#### Raw data:
<<<<
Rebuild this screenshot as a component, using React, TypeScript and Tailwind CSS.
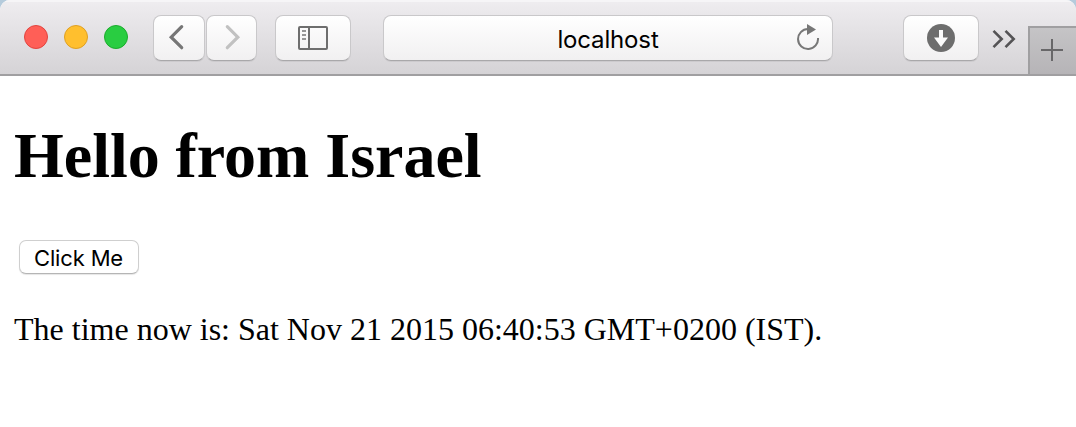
import type { ReactNode } from 'react';

const key =
  'flex h-[46px] shrink-0 items-center justify-center rounded-[8px] border border-[#c9c8ca] border-b-[#a9a8aa] bg-linear-to-b from-white to-[#f1f0f1] shadow-[0_1px_0_rgba(0,0,0,0.06)]';

function ToolbarButton({ label, className, children }: { label: string; className: string; children: ReactNode }) {
  return (
    <button aria-label={label} className={`${key} ${className}`}>
      {children}
    </button>
  );
}

function Toolbar() {
  return (
    <header className="flex h-[76px] items-start border-b-2 border-[#a09fa1] bg-linear-to-b from-[#efedf0] to-[#d5d3d6] shadow-[inset_0_2px_0_#f6f5f7]">
      <div className="flex shrink-0 gap-4 pt-[25px] pl-6">
        <span className="size-6 rounded-full border border-[#e2443f] bg-[#ff5f57]" />
        <span className="size-6 rounded-full border border-[#dfa023] bg-[#ffbf2e]" />
        <span className="size-6 rounded-full border border-[#1bac2c] bg-[#29cd41]" />
      </div>
      <nav className="ml-[25px] flex shrink-0 gap-px pt-[15px]">
        <ToolbarButton label="Back" className="w-[52px]">
          <svg width="52" height="44" className="shrink-0" fill="none" stroke="#767676" strokeWidth="3.2" strokeLinecap="round">
            <path d="M28.7 10.7 18.2 21.2 28.7 31.7" />
          </svg>
        </ToolbarButton>
        <ToolbarButton label="Forward" className="w-[51px]">
          <svg width="50" height="44" className="shrink-0" fill="none" stroke="#c1c1c1" strokeWidth="3.2" strokeLinecap="round">
            <path d="M20.3 10.7 30.8 21.2 20.3 31.7" />
          </svg>
        </ToolbarButton>
      </nav>
      <div className="ml-[18px] flex shrink-0 pt-[15px]">
        <ToolbarButton label="Show sidebar" className="w-[76px]">
          <svg width="30" height="24" fill="none" stroke="#6e6e6e">
            <rect x="1" y="1" width="28" height="22" rx="1" strokeWidth="2" />
            <path d="M11 1V23" strokeWidth="2" />
            <path d="M4 5H8M4 9H8M4 13H8" stroke="#969696" strokeWidth="2" />
          </svg>
        </ToolbarButton>
      </div>
      <div className="ml-8 flex shrink-0 pt-[15px]">
        <div className={`${key} w-[450px]`}>
          <span className="w-[35px]" />
          <span className="flex-1 pt-[4px] text-center font-[Inter,sans-serif] text-[24px] leading-7 tracking-[-0.15px] text-black">localhost</span>
          <svg width="24" height="28" viewBox="0 0 24 28" className="mr-[11px]">
            <path d="M11 5A10 10 0 1 0 21 14" fill="none" stroke="#777" strokeWidth="2" />
            <path d="M10 0 19 5.5 10 11Z" fill="#777" />
          </svg>
        </div>
      </div>
      <div className="ml-[70px] flex shrink-0 pt-[15px]">
        <ToolbarButton label="Downloads" className="w-[76px]">
          <svg width="28" height="28">
            <circle cx="14" cy="14" r="14" fill="#6d6d6d" />
            <path d="M12 6H16V13.5H21L14 23 7 13.5H12Z" fill="#fbfbfb" />
          </svg>
        </ToolbarButton>
      </div>
      <svg width="24" height="20" className="mt-[29px] ml-[13px] shrink-0" fill="none" stroke="#545355" strokeWidth="2.6">
        <path d="M1.5 1.8 9.7 10 1.5 18.2M13.5 1.8 21.7 10 13.5 18.2" />
      </svg>
      <button aria-label="New tab" className="mt-[26px] ml-auto flex h-12 w-12 shrink-0 items-start border-t-2 border-l-2 border-[#a09fa1] bg-linear-to-b from-[#c5c4c6] to-[#b6b4b7]">
        <svg width="46" height="46" stroke="#686769" strokeWidth="2">
          <path d="M22 11V33M11 22H33" />
        </svg>
      </button>
    </header>
  );
}

export default function App() {
  return (
    <div className="h-[427px] w-full overflow-hidden bg-[#b5cbdc]">
      <div className="h-full overflow-hidden rounded-t-[10px] bg-white">
        <Toolbar />
        <main className="flex flex-col items-start pt-11 pl-3.5 font-['Liberation_Serif',serif] text-black">
          <h1 className="text-[64px] leading-[72px] font-bold tracking-[-0.03px]">Hello from Israel</h1>
          <button className="mt-12 ml-[5px] h-[34px] w-[120px] rounded-[7px] border border-[#cfcfcf] border-b-[#b5b5b5] bg-white pt-[2px] pr-px font-[Inter,sans-serif] text-[22px] leading-[30px] tracking-[-0.15px] shadow-[0_1px_1px_rgba(0,0,0,0.1)]">
            Click Me
          </button>
          <p className="mt-[37px] text-[32px] leading-9">The time now is: Sat Nov 21 2015 06:40:53 GMT+0200 (IST).</p>
        </main>
      </div>
    </div>
  );
}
>>>>
#### What is required:
Omit every picture, then repeat the remaining data exactly as it appears above.

#### Finished answer:
Rebuild this screenshot as a component, using React, TypeScript and Tailwind CSS.
import type { ReactNode } from 'react';

const key =
  'flex h-[46px] shrink-0 items-center justify-center rounded-[8px] border border-[#c9c8ca] border-b-[#a9a8aa] bg-linear-to-b from-white to-[#f1f0f1] shadow-[0_1px_0_rgba(0,0,0,0.06)]';

function ToolbarButton({ label, className, children }: { label: string; className: string; children: ReactNode }) {
  return (
    <button aria-label={label} className={`${key} ${className}`}>
      {children}
    </button>
  );
}

function Toolbar() {
  return (
    <header className="flex h-[76px] items-start border-b-2 border-[#a09fa1] bg-linear-to-b from-[#efedf0] to-[#d5d3d6] shadow-[inset_0_2px_0_#f6f5f7]">
      <div className="flex shrink-0 gap-4 pt-[25px] pl-6">
        <span className="size-6 rounded-full border border-[#e2443f] bg-[#ff5f57]" />
        <span className="size-6 rounded-full border border-[#dfa023] bg-[#ffbf2e]" />
        <span className="size-6 rounded-full border border-[#1bac2c] bg-[#29cd41]" />
      </div>
      <nav className="ml-[25px] flex shrink-0 gap-px pt-[15px]">
        <ToolbarButton label="Back" className="w-[52px]">
          <svg width="52" height="44" className="shrink-0" fill="none" stroke="#767676" strokeWidth="3.2" strokeLinecap="round">
            <path d="M28.7 10.7 18.2 21.2 28.7 31.7" />
          </svg>
        </ToolbarButton>
        <ToolbarButton label="Forward" className="w-[51px]">
          <svg width="50" height="44" className="shrink-0" fill="none" stroke="#c1c1c1" strokeWidth="3.2" strokeLinecap="round">
            <path d="M20.3 10.7 30.8 21.2 20.3 31.7" />
          </svg>
        </ToolbarButton>
      </nav>
      <div className="ml-[18px] flex shrink-0 pt-[15px]">
        <ToolbarButton label="Show sidebar" className="w-[76px]">
          <svg width="30" height="24" fill="none" stroke="#6e6e6e">
            <rect x="1" y="1" width="28" height="22" rx="1" strokeWidth="2" />
            <path d="M11 1V23" strokeWidth="2" />
            <path d="M4 5H8M4 9H8M4 13H8" stroke="#969696" strokeWidth="2" />
          </svg>
        </ToolbarButton>
      </div>
      <div className="ml-8 flex shrink-0 pt-[15px]">
        <div className={`${key} w-[450px]`}>
          <span className="w-[35px]" />
          <span className="flex-1 pt-[4px] text-center font-[Inter,sans-serif] text-[24px] leading-7 tracking-[-0.15px] text-black">localhost</span>
          <svg width="24" height="28" viewBox="0 0 24 28" className="mr-[11px]">
            <path d="M11 5A10 10 0 1 0 21 14" fill="none" stroke="#777" strokeWidth="2" />
            <path d="M10 0 19 5.5 10 11Z" fill="#777" />
          </svg>
        </div>
      </div>
      <div className="ml-[70px] flex shrink-0 pt-[15px]">
        <ToolbarButton label="Downloads" className="w-[76px]">
          <svg width="28" height="28">
            <circle cx="14" cy="14" r="14" fill="#6d6d6d" />
            <path d="M12 6H16V13.5H21L14 23 7 13.5H12Z" fill="#fbfbfb" />
          </svg>
        </ToolbarButton>
      </div>
      <svg width="24" height="20" className="mt-[29px] ml-[13px] shrink-0" fill="none" stroke="#545355" strokeWidth="2.6">
        <path d="M1.5 1.8 9.7 10 1.5 18.2M13.5 1.8 21.7 10 13.5 18.2" />
      </svg>
      <button aria-label="New tab" className="mt-[26px] ml-auto flex h-12 w-12 shrink-0 items-start border-t-2 border-l-2 border-[#a09fa1] bg-linear-to-b from-[#c5c4c6] to-[#b6b4b7]">
        <svg width="46" height="46" stroke="#686769" strokeWidth="2">
          <path d="M22 11V33M11 22H33" />
        </svg>
      </button>
    </header>
  );
}

export default function App() {
  return (
    <div className="h-[427px] w-full overflow-hidden bg-[#b5cbdc]">
      <div className="h-full overflow-hidden rounded-t-[10px] bg-white">
        <Toolbar />
        <main className="flex flex-col items-start pt-11 pl-3.5 font-['Liberation_Serif',serif] text-black">
          <h1 className="text-[64px] leading-[72px] font-bold tracking-[-0.03px]">Hello from Israel</h1>
          <button className="mt-12 ml-[5px] h-[34px] w-[120px] rounded-[7px] border border-[#cfcfcf] border-b-[#b5b5b5] bg-white pt-[2px] pr-px font-[Inter,sans-serif] text-[22px] leading-[30px] tracking-[-0.15px] shadow-[0_1px_1px_rgba(0,0,0,0.1)]">
            Click Me
          </button>
          <p className="mt-[37px] text-[32px] leading-9">The time now is: Sat Nov 21 2015 06:40:53 GMT+0200 (IST).</p>
        </main>
      </div>
    </div>
  );
}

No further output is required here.